# Exploring CORDIC Algorithm: Digit-by-Digit Method & Volder's Algorithm

• Greg Bernhardt
In summary, CORDIC (COordinate Rotation DIgital Computer) is an efficient algorithm used to calculate hyperbolic and trigonometric functions when hardware multipliers are not available. It involves rotating a complex number by multiplying it by a succession of constant values, which can be done using only shifts and additions. The algorithm also uses rotation matrices and trigonometric identities to achieve accurate results. Developed by Jack E. Volder in 1959, CORDIC is a simple and effective method for performing various mathematical operations in digital circuits.
Definition/Summary

CORDIC (digit-by-digit method, Volder's algorithm) (stands for COordinate Rotation DIgital Computer) is a simple and efficient algorithm to calculate hyperbolic and trigonometric functions. It is commonly used when no hardware multiplier is available as the only operations it requires are addition, subtraction, bitshift and table lookup.

Equations

Extended explanation

CORDIC revolves around the idea of "rotating" the phase of a complex number, by multiplying it by a succession of constant values. However, the multiplies can all be powers of 2, so in binary arithmetic they can be done using just shifts and adds; no actual multiplier is needed.
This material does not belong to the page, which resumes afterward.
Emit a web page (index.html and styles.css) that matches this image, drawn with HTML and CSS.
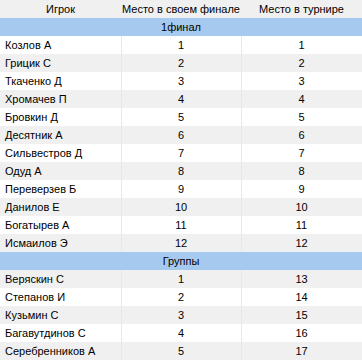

This explanation shows how to use CORDIC in rotation mode to calculate sine and cosine of an angle, and assumes the desired angle is given in radians and represented in a fixed point format. To determine the sine or cosine for an angle β, the y or x coordinate of a point on the unit circle corresponding to the desired angle must be found. Using CORDIC, we would start with the vector v0:

$$v_0 = \left(\begin{array}{c} 1 \\ 0 \end{array}\right)$$

In the first iteration, this vector would be rotated 45° counterclockwise to get the vector v1. Successive iterations will rotate the vector in one or the other direction by size decreasing steps, until the desired angle has been achieved. Step i size is Artg(1/(2(i-1))) where i 1,2,3,….
An illustration of the CORDIC algorithm in progress.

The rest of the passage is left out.